As many Austinites celebrate Juneteenth this year with parades as well as reminiscing about the past accomplishments of African-American in Texas, I spent Saturday evening in awe of some of the accomplishments of Austin's growing number of African-American artists.
Art is Cool series, developed, filmed, and curated by local indie director, Funmi Ogunro, showcased impressive works of art from African-American artists. From bold sparkling abstract pieces to pop-culture art to digital collages on emotional topics. Nothing was left unsaid.

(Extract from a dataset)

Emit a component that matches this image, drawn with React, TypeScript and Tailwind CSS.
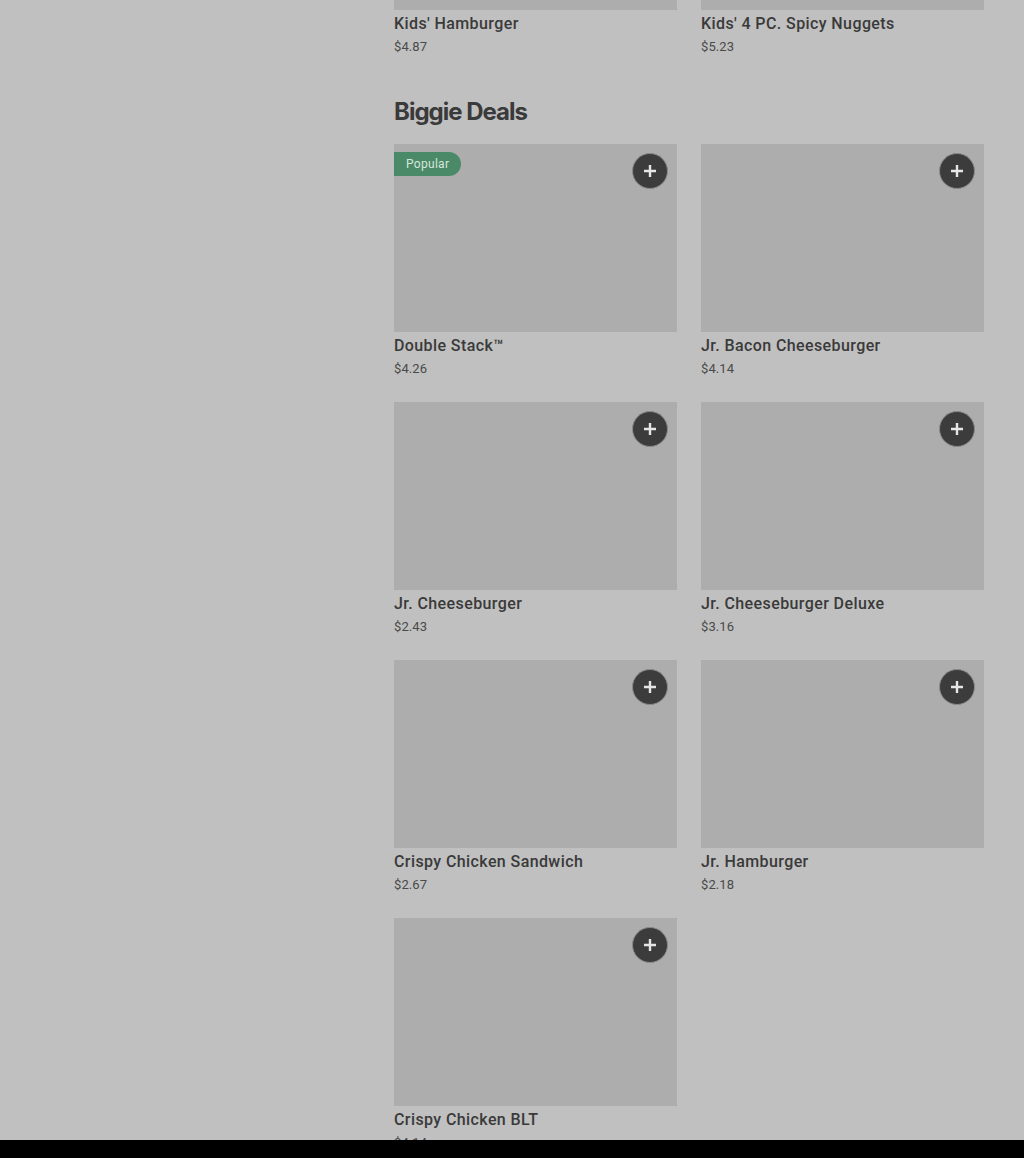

It's a good thing I ran out of wall space for framed art, because that was the only thing keeping me from buying more of the stunning pieces I came across from Ethan Parker, Dawn Okoro, Hakeem Adewumi, Cindy Elizabeth, Beth Consetta Rubel, and Timika Mitchell.
To compliment the artwork, there was a constant stream of jazz and blues in the courtyard from Kristin Trotty and Friends, as well the familiar smell of Franklin's BBQ, that generated the legendary lines we have come to love (or vex). Kelene Blake-Fallon, a well-known poet in Austin, captivated the rest of us with spoken word poetry; and at several points during the evening, the raffles draw for donated artwork made some people incredibly happy!
The atmosphere was supportive and jovial, akin to a family reunion. I bumped into so many familiar faces, those I knew well and others I would come to know even better. Art is Cool also created a space to meet aspiring creatives, to have great conversations with other attendees, and to plan future collaborations. Funmi's event has definitely moved beyond being a web series and an art show to be something that the community needs: a place to see art, build connections, and thrive together.